Tricia Drummond opened her eyes, staring at a group of people that were staring down at her. She wasn’t sure how she ended up on the Verizon Center floor. She didn’t know why she was bleeding, because she didn’t feel any pain. She had no clue that a puck had flown from the rink and rocketed off her right temple, knocking her unconscious in the third period of the Washington Capitals’ game against the Philadelphia Flyers on Saturday afternoon.
Or that a nasty gash had opened up over her eye.
It wasn’t the first puck she had taken to the head, having played hockey since she was eight years old, growing up in New Jersey and then in Central Virginia as an adult. But that rubber bounced off her helmet; this puck ripped open her forehead.
“My worst hockey injury, and I was a spectator. Go figure,” Drummond told Yahoo Sports on Monday.
EMS workers took Drummond down to a medical room in the arena, where her injury was examined. It was determined she needed stitches.
Then she heard Alex Ovechkin tie the game in the final minute of the third period to complete a three-goal rally against the Flyers.
“I’ll get stitches later,” she said.
So Drummond returned to her seat near the glass and the Flyers’ bench, wearing a blood-stained Ovechkin sweater and with gauze pressed tightly on her gaping wound.

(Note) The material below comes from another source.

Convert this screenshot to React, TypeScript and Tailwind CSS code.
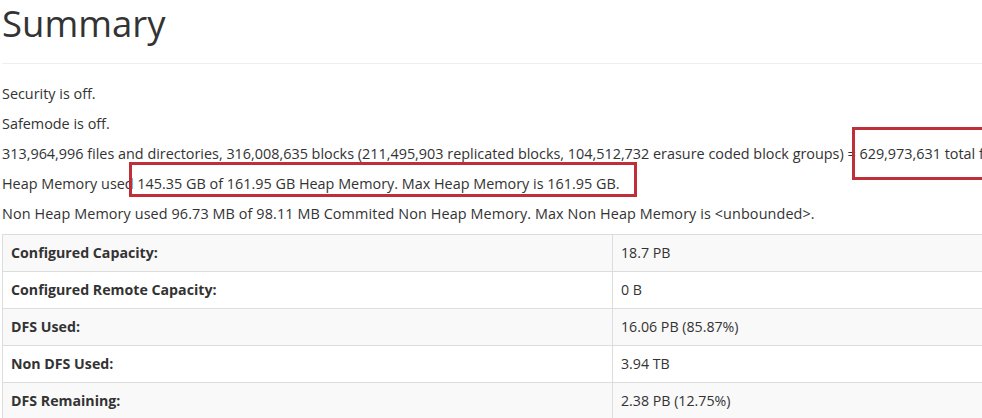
import React from "react";

const rows = [
  { label: "Configured Capacity:", value: "18.7 PB" },
  { label: "Configured Remote Capacity:", value: "0 B" },
  { label: "DFS Used:", value: "16.06 PB (85.87%)" },
  { label: "Non DFS Used:", value: "3.94 TB" },
  { label: "DFS Remaining:", value: "2.38 PB (12.75%)" },
  { label: "Block Pool Used:", value: "16.06 PB (85.87%)" },
];

export default function App() {
  return (
    <div className="relative w-[982px] h-[418px] overflow-hidden bg-white text-[#333] font-['Open_Sans','Noto_Sans',sans-serif]">
      <div className="pl-[2px] w-[1240px]">
        <h1 className="pt-[2px] text-[36.5px] leading-[42px] font-normal">Summary</h1>
        <hr className="mt-[19px] border-0 border-t border-[#eee]" />

        <div className="pt-[20px] text-[14.4px] leading-[20px] whitespace-nowrap">
          <p className="mb-[10px]">Security is off.</p>
          <p className="mb-[10px]">Safemode is off.</p>
          <p className="mb-[10px]">
            313,964,996 files and directories, 316,008,635 blocks (211,495,903 replicated blocks, 104,512,732 erasure coded block groups) = 629,973,631 total filesystem object(s).
          </p>
          <p className="mb-[10px]">
            Heap Memory used 145.35 GB of 161.95 GB Heap Memory. Max Heap Memory is 161.95 GB.
          </p>
          <p className="mb-[10px] tracking-[0.1px]">
            Non Heap Memory used 96.73 MB of 98.11 MB Commited Non Heap Memory. Max Non Heap Memory is &lt;unbounded&gt;.
          </p>
        </div>

        <table className="mt-[10px] w-full border-collapse border border-[#ddd] text-[14.2px] leading-[20px]">
          <tbody>
            {rows.map((row, i) => (
              <tr key={row.label} className={i % 2 === 0 ? "bg-[#f9f9f9]" : "bg-white"}>
                <th className="w-[610px] p-[8px] border border-[#ddd] text-left font-bold">{row.label}</th>
                <td className="p-[8px] border border-[#ddd]">{row.value}</td>
              </tr>
            ))}
          </tbody>
        </table>
      </div>

      {/* annotation boxes drawn over the page */}
      <div className="absolute left-[129px] top-[162px] w-[508px] h-[35px] border-[3px] border-[#bf2f3a]" />
      <div className="absolute left-[852px] top-[127px] w-[160px] h-[53px] border-[3px] border-[#bf2f3a]" />
    </div>
  );
}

From there she watched Washington win in a (thankfully short) shootout, 5-4.
She had driven over two hours from Williamsburg to witness one of the Capitals’ biggest wins this season. She left with quite an unexpected souvenir.
This is a testament to two things: true fan dedication and the insanity of hockey fans. No big deal, Tricia takes a solid rubber death brick off the dome. It knocks her out cold, breaks open her head, and probably gives her a concussion, but it couldn’t take away the dedication to her team. When you select a favorite team, whether it be by location, or choice, you stick by that team! Nothing in the world gets between you and the team you would give your last breath for. Tricia Drummond oozes what it means to be a “fan”. She walks the walk, talks the talk, and takes pucks off the noggin and keeps on truckin’.
This should also be a wakeup call to all sports fans out there. Next time you think to call someone out on their fanship, think about Tricia. Think about how when her head was split open there was no way she was missing Ovie and the gang beat the bad guys. Then take a good look at yourself before you start passing judgement.